This story was told to me by a woman who had researched her family history and stumbled upon Esther. She pieced the story together from various sources—some in newspapers (“Woman Found Dead in Hotel Room”) and some from female descendants who had managed to pierce the silence. Who knows how many Esthers there have been? The woman who told me the story also told me that once she started to learn about Esther she was visited in a dream by Esther’s ghost. The ghost looked like a woman circa 1910 wearing a modestly fashionable dress and a hat with a dried flower attached to it. The ghost told her that she—Esther—felt cold and that was because the world was cold. Her face was averted. She didn’t say her name but told the dreamer that the dreamer knew who she was. And, indeed, the dreamer knew.

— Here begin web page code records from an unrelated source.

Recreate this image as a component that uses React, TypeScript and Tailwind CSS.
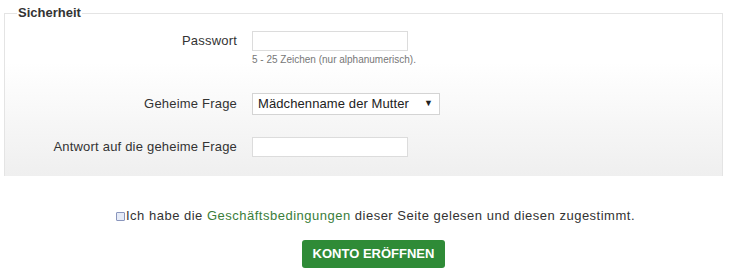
export default function App() {
  return (
    <div className="w-[747px] h-[274px] bg-white font-['Liberation_Sans',Arial,sans-serif] text-[#333]">
      <div className="pl-[4px] pr-[24px] pt-[5px]">
        {/* Sicherheit */}
        <fieldset className="border border-b-0 border-[#e4e4e4] bg-gradient-to-b from-white from-30% to-[#efefef] pb-[19px]">
          <legend className="ml-[12px] px-[1px] text-[13px] font-bold text-[#333] leading-[16px]">
            Sicherheit
          </legend>

          {/* Passwort */}
          <div className="flex mt-[10px]">
            <label className="w-[232px] text-right text-[13px] tracking-[0.2px] leading-[20px]">
              Passwort
            </label>
            <div className="ml-[15px]">
              <input
                type="password"
                className="block w-[156px] h-[20px] border border-[#dcdcdc] bg-white outline-none"
              />
              <p className="mt-[3px] text-[10px] leading-[12px] text-[#777]">
                5 - 25 Zeichen (nur alphanumerisch).
              </p>
            </div>
          </div>

          {/* Geheime Frage */}
          <div className="flex items-center mt-[27px]">
            <label className="w-[232px] text-right text-[13px] tracking-[0.2px] leading-[20px]">
              Geheime Frage
            </label>
            <div className="ml-[15px] w-[188px] h-[22px] border border-[#d4d4d4] bg-white flex items-center justify-between pl-[5px] pr-[6px] text-[13px] tracking-[0.1px] text-[#222]">
              <span>Mädchenname der Mutter</span>
              <span className="text-[9px]">▼</span>
            </div>
          </div>

          {/* Antwort */}
          <div className="flex items-center mt-[22px]">
            <label className="w-[232px] text-right text-[13px] tracking-[0.2px] leading-[20px]">
              Antwort auf die geheime Frage
            </label>
            <input
              type="text"
              className="ml-[15px] block w-[156px] h-[20px] border border-[#dcdcdc] bg-white outline-none"
            />
          </div>
        </fieldset>
      </div>

      {/* AGB */}
      <div className="mt-[32px] flex justify-center">
        <label className="flex items-center text-[13px] tracking-[0.5px] leading-[16px] text-[#333] pl-[4px]">
          <span className="w-[9px] h-[9px] border border-[#8a96bd] bg-[#e6ebf7] rounded-[1px] mr-[1px]" />
          Ich habe die&nbsp;
          <span className="text-[#3a7d3a]">Geschäftsbedingungen</span>
          &nbsp;dieser Seite gelesen und diesen zugestimmt.
        </label>
      </div>

      <div className="mt-[16px] flex justify-center">
        <button className="w-[143px] h-[28px] rounded-[3px] bg-[#2f8b37] text-white text-[13px] font-bold">
          KONTO ERÖFFNEN
        </button>
      </div>
    </div>
  );
}
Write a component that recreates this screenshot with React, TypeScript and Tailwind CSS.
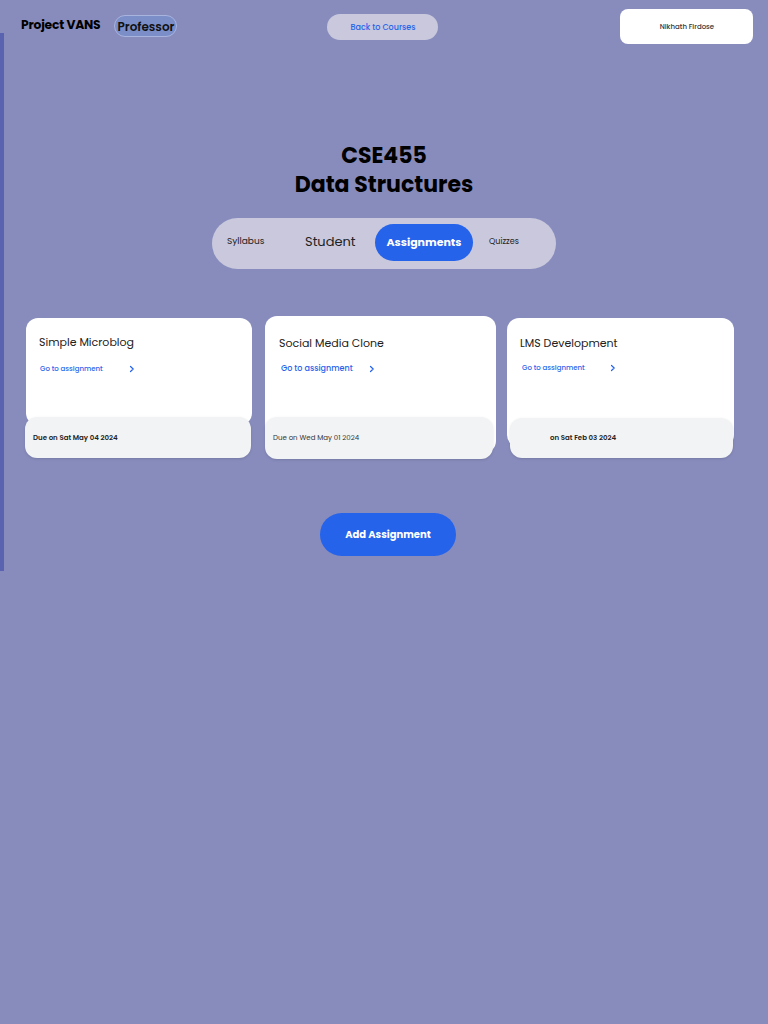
import React from "react";

const font = { fontFamily: "Poppins, Inter, 'Noto Sans', sans-serif" };

function Chevron() {
  return (
    <svg width="6" height="8" viewBox="0 0 6 8" fill="none">
      <path d="M1.5 1.5 L4.2 4 L1.5 6.5" stroke="#2563eb" strokeWidth="1.2" strokeLinecap="round" strokeLinejoin="round" />
    </svg>
  );
}

export default function App() {
  return (
    <div className="relative min-h-[1024px] w-[768px] bg-[#878cbd] text-black" style={font}>
      <div className="absolute left-0 top-[33px] h-[538px] w-[4px] bg-[#5a63b0]" />

      {/* Header */}
      <div className="flex items-start pt-[9px]">
        <div className="ml-[21px] mt-[9px] text-[12.3px] font-bold leading-[14px] tracking-[-0.2px]">Project VANS</div>
        <div className="ml-[14px] mt-[6px] flex h-[22px] w-[63px] items-center justify-center rounded-full border border-[#a9b4de] bg-[#7b8ec8] pt-[1px] text-[12px] font-semibold text-[#111]">
          Professor
        </div>
        <div className="ml-[150px] mt-[5px] flex h-[26px] w-[111px] items-center justify-center rounded-full bg-[#c9c8dd] pt-[1px] text-[8px] font-medium text-[#2563eb]">
          Back to Courses
        </div>
        <div className="ml-[182px] flex h-[35px] w-[133px] items-center justify-center rounded-lg bg-white pt-[1px] text-[7px] font-medium text-[#333]">
          Nikhath Firdose
        </div>
      </div>

      {/* Title */}
      <div className="mt-[97px] flex flex-col items-center text-[22px] font-bold leading-[29px]">
        <div>CSE455</div>
        <div>Data Structures</div>
      </div>

      {/* Tabs */}
      <div className="mt-[19px] flex justify-center">
        <div className="flex h-[51px] w-[344px] items-center rounded-full bg-[#c9c8dd] pb-[3px] pl-[15px]">
          <div className="w-[78px] text-[9px] text-[#222]">Syllabus</div>
          <div className="w-[70px] text-[13px] text-[#222]">Student</div>
          <div className="flex h-[37px] w-[98px] items-center justify-center rounded-full bg-[#2563eb] text-[11px] font-bold text-white">
            Assignments
          </div>
          <div className="ml-[16px] text-[8px] text-[#222]">Quizzes</div>
        </div>
      </div>

      {/* Cards */}
      <div className="mt-[47px] flex items-start">
        {/* Card 1 */}
        <div className="ml-[25px] mt-[2px] w-[227px]">
          <div className="ml-[1px] h-[107px] w-[226px] rounded-xl bg-white pl-[13px] pt-[16px]">
            <div className="text-[11px] leading-[16px] text-[#222]">Simple Microblog</div>
            <div className="mt-[14px] flex items-center">
              <span className="ml-[1px] w-[89px] text-[7px] font-medium text-[#2563eb]">Go to assignment</span>
              <Chevron />
            </div>
          </div>
          <div className="-mt-[8px] flex h-[41px] w-[226px] items-center rounded-xl bg-[#f2f3f5] pl-[8px] pt-[1px] text-[7px] font-semibold text-[#222] shadow-sm">
            Due on Sat May 04 2024
          </div>
        </div>

        {/* Card 2 */}
        <div className="ml-[13px] w-[231px]">
          <div className="h-[137px] w-[231px] rounded-xl bg-white pl-[14px] pt-[19px]">
            <div className="text-[11px] leading-[16px] text-[#222]">Social Media Clone</div>
            <div className="mt-[12px] flex items-center">
              <span className="ml-[2px] w-[88px] text-[8px] font-medium text-[#2563eb]">Go to assignment</span>
              <Chevron />
            </div>
          </div>
          <div className="-mt-[36px] flex h-[42px] w-[228px] items-center rounded-xl bg-[#f2f3f5] pl-[8px] pt-[1px] text-[7px] text-[#333] shadow-sm">
            Due on Wed May 01 2024
          </div>
        </div>

        {/* Card 3 */}
        <div className="ml-[11px] mt-[2px] w-[227px]">
          <div className="h-[129px] w-[227px] rounded-xl bg-white pl-[13px] pt-[17px]">
            <div className="text-[11px] leading-[16px] text-[#222]">LMS Development</div>
            <div className="mt-[12px] flex items-center">
              <span className="ml-[2px] w-[88px] text-[7px] font-medium text-[#2563eb]">Go to assignment</span>
              <Chevron />
            </div>
          </div>
          <div className="-mt-[29px] ml-[3px] flex h-[40px] w-[223px] items-center rounded-xl bg-[#f2f3f5] pl-[40px] pt-[1px] text-[7px] font-semibold text-[#222] shadow-sm">
            on Sat Feb 03 2024
          </div>
        </div>
      </div>

      {/* Add Assignment */}
      <div className="mt-[54px] flex">
        <div className="ml-[320px] flex h-[43px] w-[136px] items-center justify-center rounded-full bg-[#2563eb] text-[10px] font-bold text-white">
          Add Assignment
        </div>
      </div>
    </div>
  );
}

I suspect the members of the Supreme Court do not believe in ghosts. The clarity of the law has no use for the spirit world. The law is decisive and the spirit world is, at once, indecisive—What was that?–and ominous. Modern people, who have what the philosopher Charles Taylor called “buffered” selves, selves that are mediated each day by numerous machines that process human intentions and by a knowledge-based outlook that seeks explanations for all phenomena, do not believe in ghosts. Ghosts come from the old world of what Taylor called the “porous” self, the self open to fairies, angels, elves, demons, goblins and ghosts. The porous self was full of jumbled feelings about the mystery of life and the lives of the creatures with whom we share the earth. The porous self was vulnerable and superstitious yet very alert. There was no telling what might happen next. Wisdom lay in reverence and wariness, yet a joy resided in that world, too, a freshness of life, a feeling for how tangible the mystery could be.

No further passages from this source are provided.